Obama’s articulateness and learning do not necessarily mean that he is “the one we have been waiting for.” Instead, it ought suggest he should have been a clerk for a supreme court judge, later a civil rights commissioner, possibly even an attorney general or a solicitor general in a very liberal Democratic administration. In later years he might be a law school dean or even a university president.
However, it remains a serious question whether the qualities required for a university president or the other posts mentioned are the same attributes expected of a president of the United States. The highly intellectual Woodrow Wilson went from having been president of Princeton University and then governor of New Jersey to becoming president, but historians generally believe his presidency, especially his foreign policy, a mixture of idealism and interventionism, had disastrous long-range international consequences the ramifications of which still disturb the world.
Dwight Eisenhower served briefly as president of Columbia University after having been allied commander in the European theater in the Second World War and before he assumed command of NATO and then ran successfully for the presidency.
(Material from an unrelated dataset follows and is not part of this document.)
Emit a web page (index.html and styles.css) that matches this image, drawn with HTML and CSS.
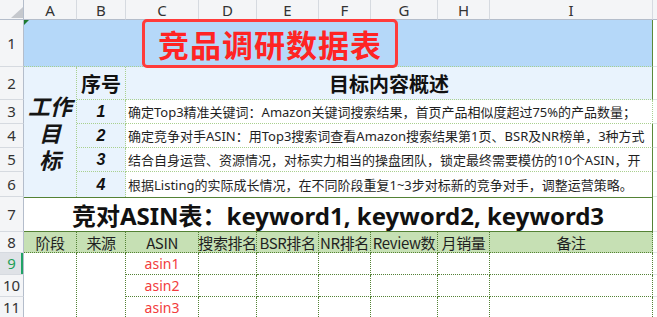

But while Eisenhower was a remarkable general (although not one of the stellar performers at West Point) and a fine president, it is doubtful anyone, himself included, took his academic position very seriously other than to serve Columbia’s fund raising purposes.
Most presidents have been politicians and more often than not, governors of states, such as the incumbent George W. Bush, Bill Clinton, Ronald Reagan, and Franklin Roosevelt (and, of course, Wilson). Many presidents, such as Reagan, Lyndon Johnson, and Eisenhower, had modest academic records and Harry Truman did not even graduate from college.
Accordingly, Obama’s elite credentials by themselves scarcely merit his being president, especially in view of his limited experience and political accomplishment (aside from having spent nearly two years running for the office). Perhaps, after several more years as a senator, or some appointive office, and maybe even a university presidency, the case for his candidacy might be stronger.